> The task
Leave out all pictures. Return exactly the lines from the top of the material through the line containing "import React from".

---+---

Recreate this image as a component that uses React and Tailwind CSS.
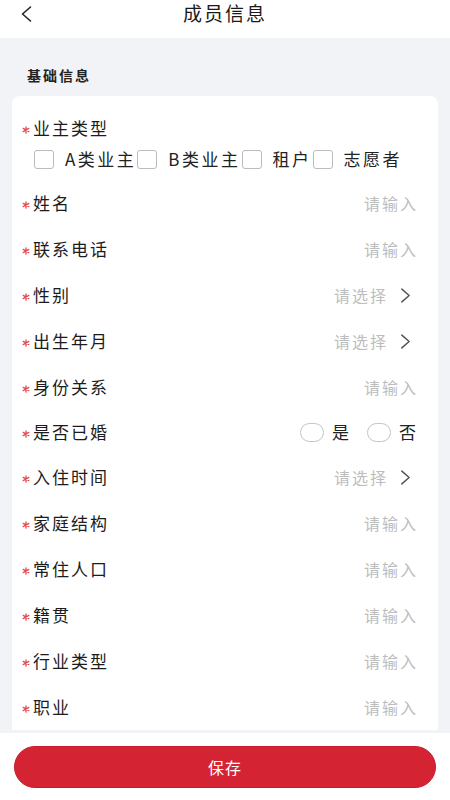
import React from "react";

const rows = [
  { label: "姓名", type: "input" },
  { label: "联系电话", type: "input" },
  { label: "性别", type: "select" },
  { label: "出生年月", type: "select" },
  { label: "身份关系", type: "input" },
  { label: "是否已婚", type: "radio" },
  { label: "入住时间", type: "select" },
  { label: "家庭结构", type: "input" },
  { label: "常住人口", type: "input" },
  { label: "籍贯", type: "input" },
  { label: "行业类型", type: "input" },
  { label: "职业", type: "input" },
];

// red required mark
const Star = () => (
  <svg className="w-[8px] h-[8px] mt-[4px] mr-[3px] shrink-0 text-[#e5484d]" viewBox="0 0 10 10" stroke="currentColor" strokeWidth="1.6" strokeLinecap="round">
    <path d="M5 1v8M1.5 3l7 4M1.5 7l7-4" />
  </svg>
);

const Chevron = ({ className }) => (
  <svg className={className} viewBox="0 0 12 18" fill="none" stroke="currentColor" strokeWidth="1.6" strokeLinecap="round" strokeLinejoin="round">
    <path d="M2 2l8 7-8 7" />
  </svg>
);

const Row = ({ label, type }) => {
  return (
    <div className={`flex items-center pl-[10px] ${type === "radio" ? "h-[44px] pr-[22px]" : type === "select" ? "h-[46px] pr-[27px]" : "h-[46px] pr-[20px]"}`}>
      <Star />
      <span className="text-[17px] tracking-[2px] text-[#1c1c1c]">{label}</span>
      <div className="ml-auto flex items-center">
        {type === "input" && (
          <span className="text-[16px] tracking-[2px] text-[#bdbdbd]">请输入</span>
        )}
        {type === "select" && (
          <>
            <span className="text-[16px] tracking-[2px] text-[#bdbdbd]">请选择</span>
            <Chevron className="w-[11px] h-[17px] ml-[12px] text-[#555]" />
          </>
        )}
        {type === "radio" && (
          <div className="flex items-center">
            <span className="w-6 h-[19px] rounded-full border border-[#c4c4c4]" />
            <span className="ml-2 text-[17px] text-[#222]">是</span>
            <span className="ml-[18px] w-6 h-[19px] rounded-full border border-[#c4c4c4]" />
            <span className="ml-2 text-[17px] text-[#222]">否</span>
          </div>
        )}
      </div>
    </div>
  );
};

const Option = ({ text }) => (
  <div className="flex items-center">
    <span className="w-[20px] h-[19px] rounded-[3px] border border-[#bcbcbc] bg-white" />
    <span className="ml-[11px] mr-[1px] text-[17px] tracking-[2.5px] text-[#222]">{text}</span>
  </div>
);

export default function App() {
  return (
    <div
      className="w-full h-[800px] flex flex-col bg-[#f2f3f7] overflow-hidden"
      style={{ fontFamily: '"Noto Sans CJK SC", "Noto Sans", sans-serif' }}
    >
      <div className="relative h-[38px] bg-white shrink-0">
        <Chevron className="absolute left-[20px] top-[5px] w-[13px] h-[18px] text-[#222] -scale-x-100" />
        <h1 className="text-center text-[19px] leading-[26px] tracking-[2px] text-[#1a1a1a]">成员信息</h1>
      </div>

      <div className="flex-1 overflow-hidden px-3">
        <div className="h-[58px] flex items-center pl-[15px] pt-[16px]">
          <span className="text-[14px] font-bold tracking-[2px] text-[#222]">基础信息</span>
        </div>
        <div className="bg-white rounded-t-lg pt-2 w-[426px]">
          <div className="pt-[12px] pb-[10px] pl-[10px]">
            <div className="flex items-center h-[24px]">
              <Star />
              <span className="text-[17px] tracking-[2px] text-[#1c1c1c]">业主类型</span>
            </div>
            <div className="flex items-center mt-[8px] h-[22px] pl-[12px]">
              <Option text="A类业主" />
              <Option text="B类业主" />
              <Option text="租户" />
              <Option text="志愿者" />
            </div>
          </div>
          {rows.map((r) => (
            <Row key={r.label} label={r.label} type={r.type} />
          ))}
        </div>
      </div>

      <div className="h-[67px] bg-white shrink-0 pt-[13px] px-[14px]">
        <button className="w-full h-[42px] rounded-full bg-[#d42433] border border-[#c81e2c] text-white text-[16px] tracking-[1px]">
          保存
        </button>
      </div>
    </div>
  );
}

---+---

> Response to this exercise
Recreate this image as a component that uses React and Tailwind CSS.
import React from "react";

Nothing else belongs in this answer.